Hal yang kedua adalah penggunaan uang elektronik harus terhindar dari riba, gharar, maysir, tadlis, risywah, israf, dan juga transaksi atas objek yang diharamkan.
Ketiga adalah jumlah uang elektronik yang disimpan pada penerbit harus ditempatkan di lembaga perbankan syariah. Dan hal yang keempat adalah apabila kartu yang digunakan sebagai media uang elektronik hilang, jumlah uang yang terdata di penerbit tidak boleh hilang.
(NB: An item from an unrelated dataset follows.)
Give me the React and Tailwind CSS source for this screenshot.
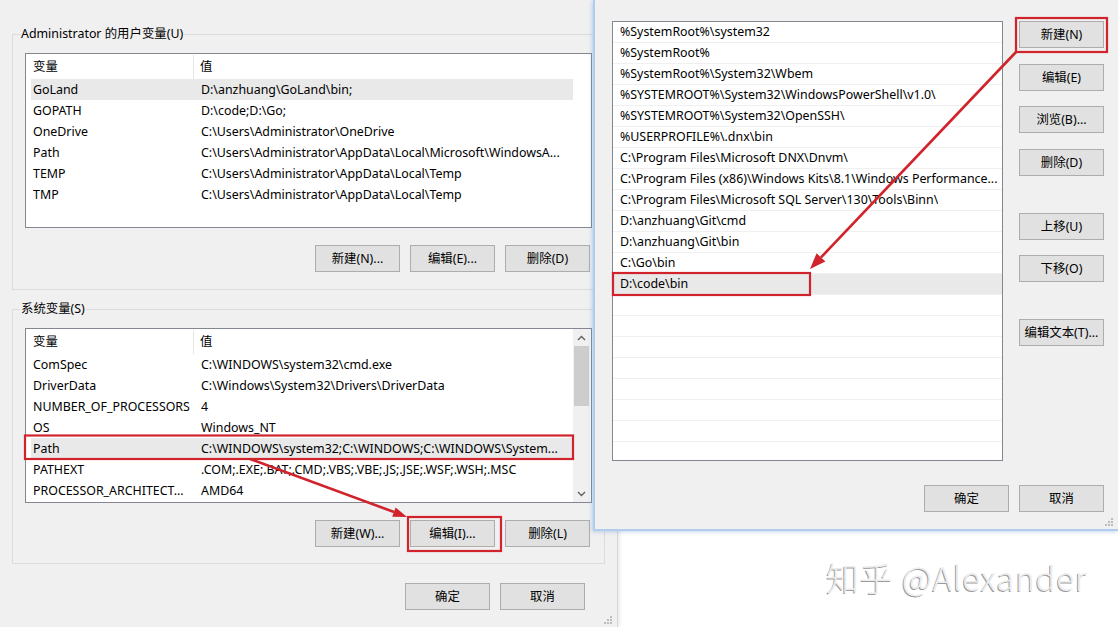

Keempat hal tersebut sejalan dengan apa yang dikatakan pakar perbankan syariah Dede Abdul Fatah, yang berpendapat bahwa uang elektronik penggunaannya diperbolehkan dan pihak penerbit tidak boleh menggunakan uang pengguna tanpa seizin yang bersangkutan.
Bagaimana dengan Diskon Uang Elektronik?
Banyaknya produk uang elektronik memunculkan persaingan di tiap produk yang dikeluarkan pihak penerbit. Tak heran berbagai strategi mereka terapkan dalam menarik minat pelanggan, salah satunya adalah dengan melakukan diskon pada pembayaran dengan uang elektronik.
Menurut pengamat ekonomi syariah dari United Nations Development Programme (UNDP), Greget Kalla Buana, penerapan diskon dari penyedia uang elektronik merupakan hal yang sah dalam Islam. Karena pengguna uang elektronik menggunakan akad jual-beli, maka diskon diperbolehkan.
Demikian pembahasan mengenai hukum fintech dalam artikel ini. Kesimpulannya, umat Islam tidak dilarang menggunakan alat pembayaran virtual ini serta menikmati potongan harga atau bentuk keuntungan lain yang menyertainya. Semoga bermanfaat!